Cosa vorrebbe dire a chi gestisce i mass media?

Dovremmo chiedere ai mezzi di comunicazione sociale di annunciare buone notizie. Ecco un esempio:  l'altro giorno qualcuno mi ha chiesto:  "Quali sono le notizie positive del Sinodo?". Ho risposto che più di 200 vescovi sono riuniti per discutere del continente e per esaminare l'attività della Chiesa. La buona notizia era la crescita e l'approfondimento della fede. Il giornalista mi ha fissato e ha chiesto:  "Sì, d'accordo, ma qual è la buona notizia sull'Africa che arriva da questo Sinodo?".
Penso, quindi, che abbiamo bisogno di giornalisti che ascoltino, osservino e, a volte, leggano anche fra le righe, quello che viene detto veramente. A volte, quando diciamo che stanno accadendo cose brutte, pensiamo che in altri luoghi vi sono aspetti positivi.

Pensa sia stato sufficiente lo spazio che hanno dato al Sinodo i mass media in generale e quelli africani in particolare?

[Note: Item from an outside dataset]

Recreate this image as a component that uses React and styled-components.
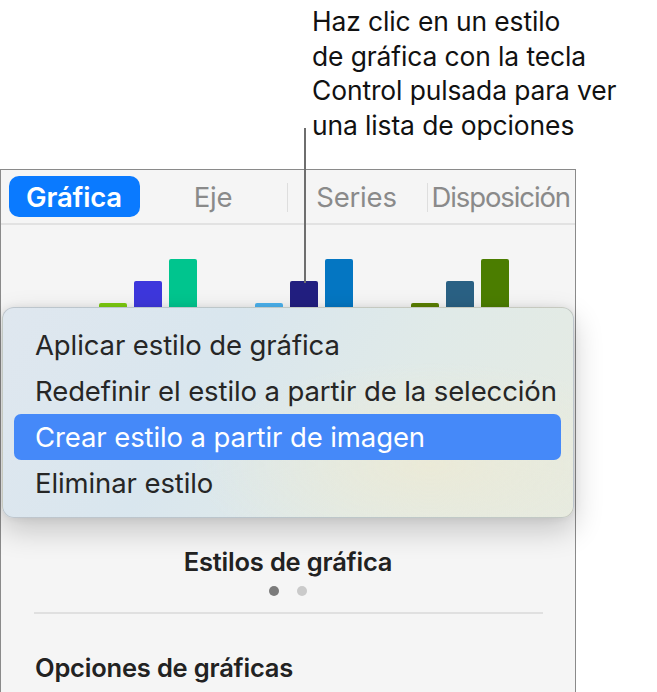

Assolutamente no. È stato molto poco. In Sud Africa solo un giornale, peraltro quello cattolico, si è occupato del Sinodo. In altre parti dell'Africa se ne parla solo se ci sono stazioni radiofoniche cattoliche. Prendiamo l'esempio del Sud Africa:  abbiamo un'emittente radiofonica, Radio Veritas, gestita da un padre domenicano:  è l'unica che sta seguendo il Sinodo con molta attenzione. Per quanto riguarda il resto della stampa non credo stia facendo molto. Le cose spirituali, le cose religiose non vengono riportate, a meno che non si tratti di questioni controverse. Allora si che le pubblicano!